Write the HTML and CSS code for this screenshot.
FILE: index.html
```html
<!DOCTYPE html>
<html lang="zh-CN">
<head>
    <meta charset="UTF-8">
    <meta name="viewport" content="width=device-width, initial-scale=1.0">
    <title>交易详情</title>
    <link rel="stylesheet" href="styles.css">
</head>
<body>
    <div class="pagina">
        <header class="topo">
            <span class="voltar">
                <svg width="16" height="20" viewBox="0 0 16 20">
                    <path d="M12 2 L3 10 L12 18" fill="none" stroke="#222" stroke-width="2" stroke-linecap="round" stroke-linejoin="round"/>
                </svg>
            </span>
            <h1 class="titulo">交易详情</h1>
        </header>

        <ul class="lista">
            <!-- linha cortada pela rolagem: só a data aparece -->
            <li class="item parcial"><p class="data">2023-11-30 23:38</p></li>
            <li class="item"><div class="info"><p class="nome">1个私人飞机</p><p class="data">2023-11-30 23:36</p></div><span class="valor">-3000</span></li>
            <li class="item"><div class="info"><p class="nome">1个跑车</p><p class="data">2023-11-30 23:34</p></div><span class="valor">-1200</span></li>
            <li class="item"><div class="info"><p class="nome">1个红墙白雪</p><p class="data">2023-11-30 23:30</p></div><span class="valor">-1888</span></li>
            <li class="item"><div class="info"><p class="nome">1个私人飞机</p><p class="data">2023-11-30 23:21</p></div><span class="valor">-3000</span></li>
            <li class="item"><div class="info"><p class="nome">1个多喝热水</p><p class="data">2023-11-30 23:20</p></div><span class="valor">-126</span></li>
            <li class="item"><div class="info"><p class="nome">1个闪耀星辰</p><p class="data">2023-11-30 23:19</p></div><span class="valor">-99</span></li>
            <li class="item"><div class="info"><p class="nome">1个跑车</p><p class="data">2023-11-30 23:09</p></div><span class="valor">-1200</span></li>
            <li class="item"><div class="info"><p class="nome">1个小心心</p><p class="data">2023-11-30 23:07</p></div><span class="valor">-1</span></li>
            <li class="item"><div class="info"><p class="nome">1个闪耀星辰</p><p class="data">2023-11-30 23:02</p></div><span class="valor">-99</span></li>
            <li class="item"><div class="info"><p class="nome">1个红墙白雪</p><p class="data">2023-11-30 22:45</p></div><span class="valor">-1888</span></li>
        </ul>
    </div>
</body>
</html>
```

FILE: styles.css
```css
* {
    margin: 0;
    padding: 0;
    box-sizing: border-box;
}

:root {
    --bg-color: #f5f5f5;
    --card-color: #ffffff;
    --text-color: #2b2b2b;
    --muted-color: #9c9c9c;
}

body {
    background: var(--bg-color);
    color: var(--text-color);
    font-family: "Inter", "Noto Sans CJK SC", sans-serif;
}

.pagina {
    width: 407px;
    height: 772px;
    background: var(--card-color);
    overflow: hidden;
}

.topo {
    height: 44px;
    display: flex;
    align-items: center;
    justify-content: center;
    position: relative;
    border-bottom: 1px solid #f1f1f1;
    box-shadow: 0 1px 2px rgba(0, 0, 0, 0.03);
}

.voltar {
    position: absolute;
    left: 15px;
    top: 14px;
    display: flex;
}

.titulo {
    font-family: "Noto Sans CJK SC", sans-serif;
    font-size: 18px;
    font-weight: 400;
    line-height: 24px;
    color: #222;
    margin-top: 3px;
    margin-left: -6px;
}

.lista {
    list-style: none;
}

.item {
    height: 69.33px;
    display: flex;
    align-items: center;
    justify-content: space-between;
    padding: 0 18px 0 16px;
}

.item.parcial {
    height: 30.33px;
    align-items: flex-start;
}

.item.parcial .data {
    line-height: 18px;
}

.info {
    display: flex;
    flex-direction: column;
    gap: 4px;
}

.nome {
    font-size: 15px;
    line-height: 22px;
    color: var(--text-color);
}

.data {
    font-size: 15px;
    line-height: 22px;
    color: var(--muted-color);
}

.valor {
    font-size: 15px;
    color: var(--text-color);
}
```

+++

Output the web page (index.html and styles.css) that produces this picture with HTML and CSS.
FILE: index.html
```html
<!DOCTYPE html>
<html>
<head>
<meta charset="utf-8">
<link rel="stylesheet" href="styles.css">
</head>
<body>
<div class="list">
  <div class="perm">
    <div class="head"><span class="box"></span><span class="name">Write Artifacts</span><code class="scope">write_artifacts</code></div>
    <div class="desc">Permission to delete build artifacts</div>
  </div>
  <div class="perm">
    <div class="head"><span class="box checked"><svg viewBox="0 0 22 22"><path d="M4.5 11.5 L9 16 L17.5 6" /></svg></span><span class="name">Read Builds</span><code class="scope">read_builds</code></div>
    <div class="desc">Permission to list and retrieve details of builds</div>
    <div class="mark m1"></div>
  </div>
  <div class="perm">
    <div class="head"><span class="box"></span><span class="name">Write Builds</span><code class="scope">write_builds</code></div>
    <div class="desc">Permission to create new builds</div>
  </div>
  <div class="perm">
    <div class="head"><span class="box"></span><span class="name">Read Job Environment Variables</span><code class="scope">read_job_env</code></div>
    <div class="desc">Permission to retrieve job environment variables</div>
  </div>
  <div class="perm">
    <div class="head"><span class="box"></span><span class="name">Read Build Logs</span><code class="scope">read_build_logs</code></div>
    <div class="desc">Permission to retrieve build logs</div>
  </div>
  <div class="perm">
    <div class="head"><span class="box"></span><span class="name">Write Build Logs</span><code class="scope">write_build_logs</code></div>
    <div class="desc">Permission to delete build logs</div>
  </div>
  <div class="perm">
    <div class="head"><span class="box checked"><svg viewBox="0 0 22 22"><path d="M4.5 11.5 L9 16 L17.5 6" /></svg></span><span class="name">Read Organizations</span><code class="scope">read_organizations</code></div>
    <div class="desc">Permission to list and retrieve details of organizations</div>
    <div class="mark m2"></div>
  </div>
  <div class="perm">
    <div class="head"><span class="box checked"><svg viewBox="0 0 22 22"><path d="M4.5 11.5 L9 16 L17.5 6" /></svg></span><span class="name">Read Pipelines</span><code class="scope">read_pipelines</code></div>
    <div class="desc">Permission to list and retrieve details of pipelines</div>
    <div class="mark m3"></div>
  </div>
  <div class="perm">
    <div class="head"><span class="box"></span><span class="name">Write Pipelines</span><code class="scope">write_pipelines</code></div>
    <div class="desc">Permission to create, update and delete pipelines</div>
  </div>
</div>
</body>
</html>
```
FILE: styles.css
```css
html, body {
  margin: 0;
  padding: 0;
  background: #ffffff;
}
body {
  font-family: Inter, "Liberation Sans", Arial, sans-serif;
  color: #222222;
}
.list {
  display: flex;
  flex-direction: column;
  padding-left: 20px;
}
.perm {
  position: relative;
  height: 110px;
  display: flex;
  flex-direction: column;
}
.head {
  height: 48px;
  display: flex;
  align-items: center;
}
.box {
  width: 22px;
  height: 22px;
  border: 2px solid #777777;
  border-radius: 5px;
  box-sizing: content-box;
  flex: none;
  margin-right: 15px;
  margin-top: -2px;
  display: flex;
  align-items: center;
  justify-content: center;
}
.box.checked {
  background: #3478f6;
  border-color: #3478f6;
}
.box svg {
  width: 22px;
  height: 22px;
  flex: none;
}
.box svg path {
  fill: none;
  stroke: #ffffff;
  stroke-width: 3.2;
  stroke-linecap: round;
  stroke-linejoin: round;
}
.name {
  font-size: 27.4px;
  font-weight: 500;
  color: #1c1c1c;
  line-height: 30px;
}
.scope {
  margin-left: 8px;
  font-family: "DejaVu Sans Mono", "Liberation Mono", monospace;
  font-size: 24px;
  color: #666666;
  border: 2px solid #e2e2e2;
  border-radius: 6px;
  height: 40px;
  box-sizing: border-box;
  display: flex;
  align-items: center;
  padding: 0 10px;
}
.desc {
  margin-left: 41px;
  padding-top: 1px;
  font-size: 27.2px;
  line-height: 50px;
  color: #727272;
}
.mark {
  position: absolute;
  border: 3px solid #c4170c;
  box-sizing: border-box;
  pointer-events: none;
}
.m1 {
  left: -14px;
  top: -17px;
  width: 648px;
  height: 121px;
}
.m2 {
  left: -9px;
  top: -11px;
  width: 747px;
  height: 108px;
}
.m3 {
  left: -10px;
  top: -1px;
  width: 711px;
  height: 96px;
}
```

+++

-- Brief --
Filter for "this". Return all lines that hold it.

-- Solution to the exercise --
Write the HTML and CSS code for this screenshot.
Output the web page (index.html and styles.css) that produces this picture with HTML and CSS.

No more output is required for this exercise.